Towards Verifiable and Self-Correcting AI Physicists for Quantum Many-Body Simulations

Abstract

Recent advances in automated scientific discovery have shown remarkable promise across frontier research domains, with agent systems driven by large language models (LLMs) emerging as powerful tools for physics research. However, in practical applications, LLM scientific research is prone to hallucinations, highlighting the need for reliable verification and error-correction mechanisms. Here we introduce PhysVEC, an automated multi-agent framework for verifiable and error-correcting AI-driven physics research. PhysVEC incorporates a programming verifier and a scientific verifier to ensure both coding correctness and physical validity, and provides human-auditable evidence at each stage. We curate QMB100, an end-to-end research-level benchmark dataset consisting of tasks extracted from high impact articles that focus on quantum many-body physics. We evaluated PhysVEC with four frontier LLMs and found that it significantly outperformed baselines in both programming tests and scientific tests across all LLMs and task categories. PhysVEC demonstrates effective inference-time scaling and delivers accurate physical predictions through integrated verification and error-correction mechanisms, paving the way for reliable and interpretable AI physicists.

Paper Structure

This paper contains 19 sections, 8 figures.

Figures (8)

  • Figure 1: PhysVEC framework and QMB100 dataset. (a) PhysVEC: a multi-agent AI physicist for quantum many-body simulations with self-verification and automated error correction design. (b) QMB100: a benchmark dataset comprising $100$ figures drawn from $21$ high impact articles, covering numerical studies that can be implemented with ITensors, NetKet, Qiskit, and ORCA.
  • Figure 2: Verification and error correction via unit tests and integration tests. In the generated script, the Author agent defines a set of element functions that are subsequently called to perform the computations (gray block). Then the Programming verifier conducts unit tests (blue block) and integration tests (green block) for all element functions.

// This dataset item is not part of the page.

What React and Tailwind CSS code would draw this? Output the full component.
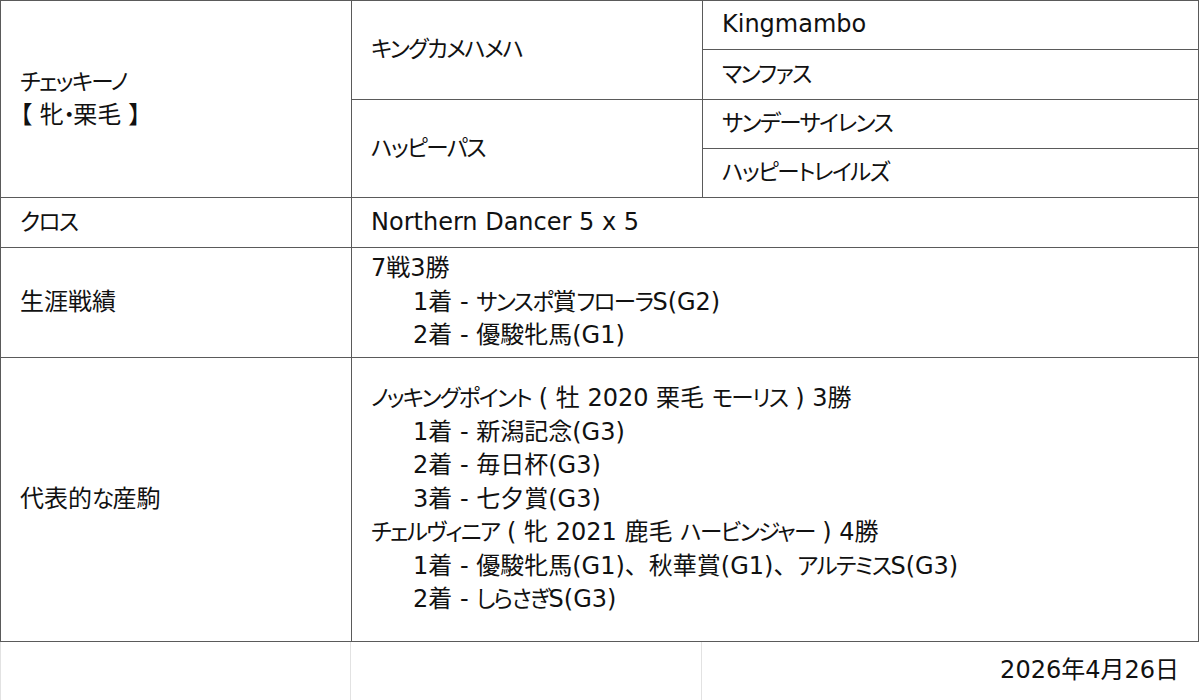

The Programming verifier aggregates the reports and implements corrections accordingly (red blocks).
  • Figure 3: Results of programming test. (a) Comparison of the executability of our framework (PhysVEC) with other three baselines (PhysVEC-1-shot, ReAct-RAG and ReAct). (b) (c) The accuracy in unit tests and integration tests before (hollow markers, PhysVEC-1-shot) and after (solid markers, PhysVEC) the iterative verification and error correction. Integration tests are not applicable to DFT input files.
  • Figure 4: The efficiency of token consumption and tool usage. (a) The $S/T_i$ (input token efficiency), $S/T_o$ (output token efficiency) and $S/T_c$ (tool usage efficiency) of LLMs under different topics. The horizontal dashed line indicates the average performance of $4$ models within each topic. (b) The marginal utility of tool usage (mainly retrieval from official repositories or manuals) between PhysVEC (ours) and ReAct-RAG (baseline). The dashed line represents the marginal benefit of using the retrieval tools in ReAct-RAG. Solid circles above the dashed lines indicate higher tool-use efficiency of PhysVEC. (c) Inference-time scaling via repeated trials on $8$ failed tasks in nqs of Gemini 2.5 Flash. The pass rate, defined as the fraction of tasks that pass at least once within the first $N$ independent trials, increases with repeated trials.
  • Figure 5: Performance in scientific test on QMB100 subset. (a) Comparison of the performance between PhysVEC and baselines on the QMB100 subset. The vertical axis (completed tasks) denotes the number of successful tasks after the scientific test. (b) Cumulative number of completed tasks as a function of iteration in the scientific test under the PhysVEC framework.